Human Rights Technical Cooperation Program (HRTC)
HRTC activities for 2010–11
In August 1997, China and Australia initiated a high level dialogue on human rights. During the course of the initial dialogue it was agreed that the two countries would undertake a program of technical cooperation.
Goal and purpose of HRTC: The goal of the program is to strengthen the administration, promotion and protection of human rights in China. The purpose of the program is to assist in the development of key Chinese organisations to contribute to improvements in the administration, promotion and protection of human rights in each of the three program theme areas, being (i) legal reform, (ii) women’s and children’s rights, and (iii) ethnic and minority rights. The program promotes the universality and indivisibility of human rights through a range of activities involving Chinese and Australian academics, police, prosecutors, judges and other officials including those responsible for promoting and protecting the rights of women and minorities.
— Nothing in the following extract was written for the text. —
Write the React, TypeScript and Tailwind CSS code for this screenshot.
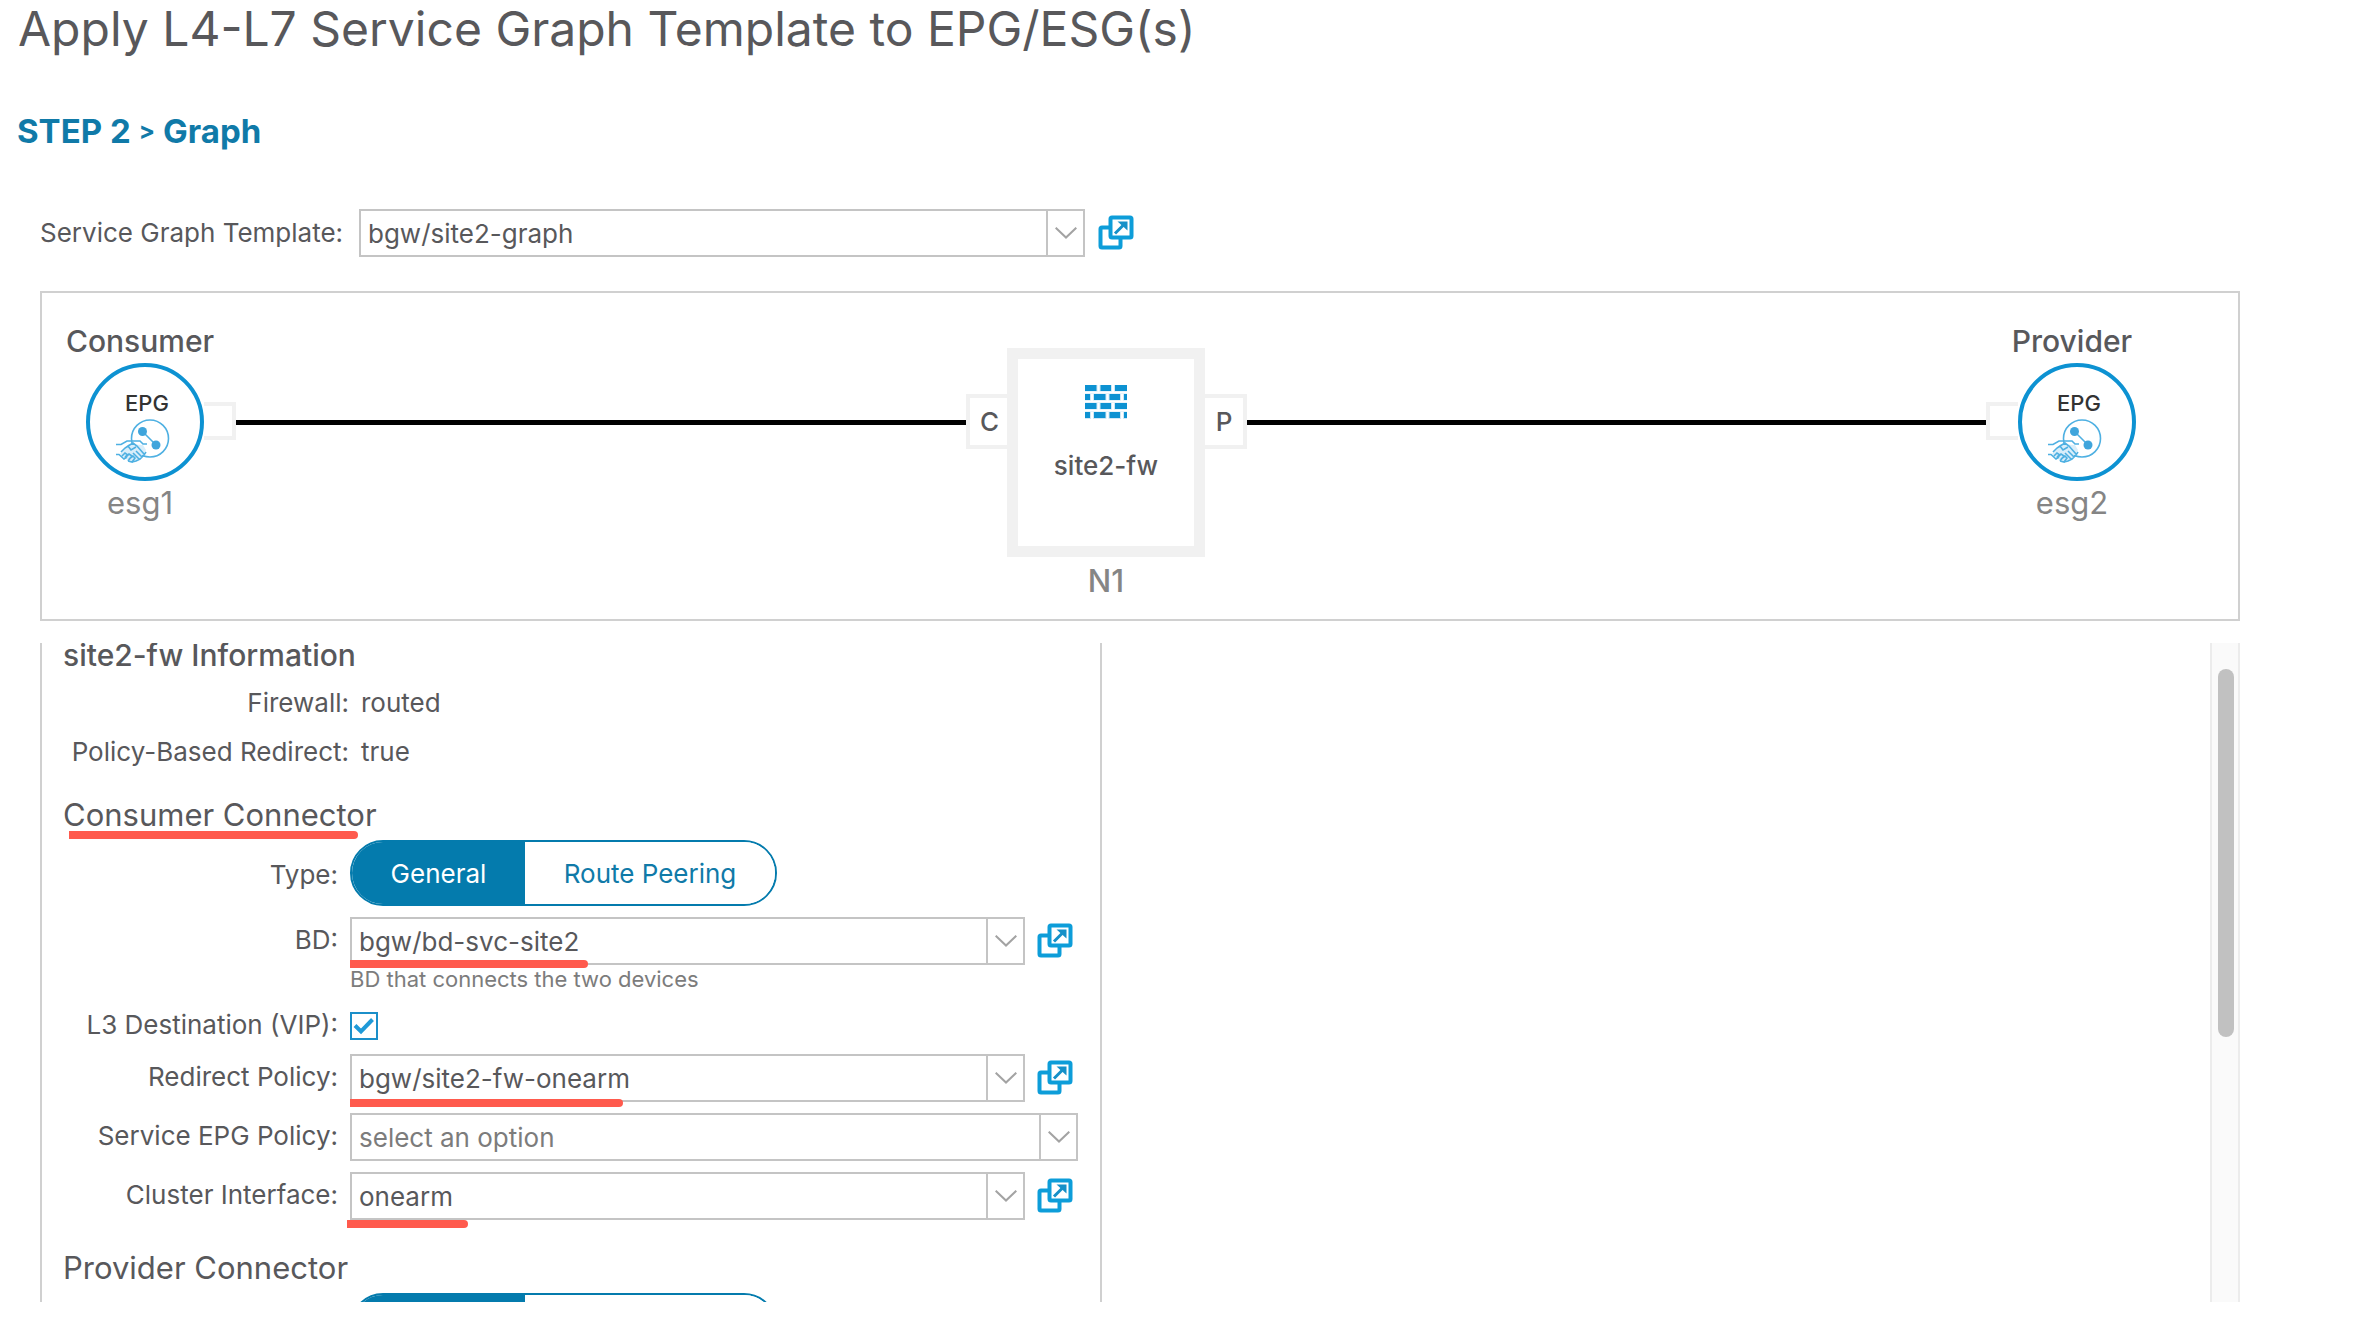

Australian contribution: Approximately $2.5 million annually
Location: China and Australia
Project components: Each year the HRTC oversees around 20 practical activities implemented by Chinese government agencies which focus on the three main theme areas: (i) legal reform, (ii) women’s and children’s rights, and (iii) ethnic and minority rights. Activities include study tours, workshops, seminars and cross-visits between Australian and Chinese agencies working in fields with human rights dimensions.
HRTC activities are designed to have immediate and longer term outcomes. The program encourages the development of linkages between Chinese and Australian organisations and between Chinese and Australian professionals in specific areas. Increasingly activities support existing Chinese programs of reform and the development of new policy and practice.
Outcomes: HRTC activities touch on a very broad expanse of Chinese human rights activity. Despite its relatively modest size, the program is both vertically extensive in that it works at many levels within Chinese society, and horizontally extensive in that it crosses many sectors. There are clear themes and common attributes for all activities, as follows:
- all activities are underpinned by the belief that cooperation is the key to progress
- each activity involves working directly with a key Chinese organisation in a position to effect practical change
- each activity attempts to bring to bear the ‘best’ Australian expertise and practice
- each activity incorporates objectives on two levels: immediate, albeit modest, impact and longer term change.
Achievements: The HRTC program has a strong geographical spread of its activities. HRTC activities conducted in China during 2009–10 were conducted in Beijing, Zhejiang, Jiangsu, Guangxi, Heilongjiang and inner Mongolia, and the program engages the participation of officials from a wide range of provinces in HRTC activities in both China and Australia. The focus of the program is on dissemination, transfer of knowledge and expertise which is evidenced through the breadth of Chinese participation.
The program has specifically resulted in: enhanced capacity of the Ministry of Foreign Affairs' Human Rights Division to develop and implement human rights laws, policies and practices; support to the development of the Supreme People’s Court’s (SPC) third Judicial Reform Plan (2009–13); brought together senior Australian and Chinese personnel to exchange information and experience on policy measures for protecting and promoting the rights of detainees under the Penitentiary administration policy consultations; and engagement strategies/activities that recognise the incremental nature of policy development—progressive engagement on human rights policies.
HRTC is a concrete manifestation of the commitment of the two governments to work towards improvements in the administration, promotion and protection of human rights in China. Individual activities focus on practical measures to achieve these ends. The entire program is fundamentally underpinned by the view that by working together and by exchanging views and approaches, the most effective elements of human rights protection, promotion and administration will develop and prosper.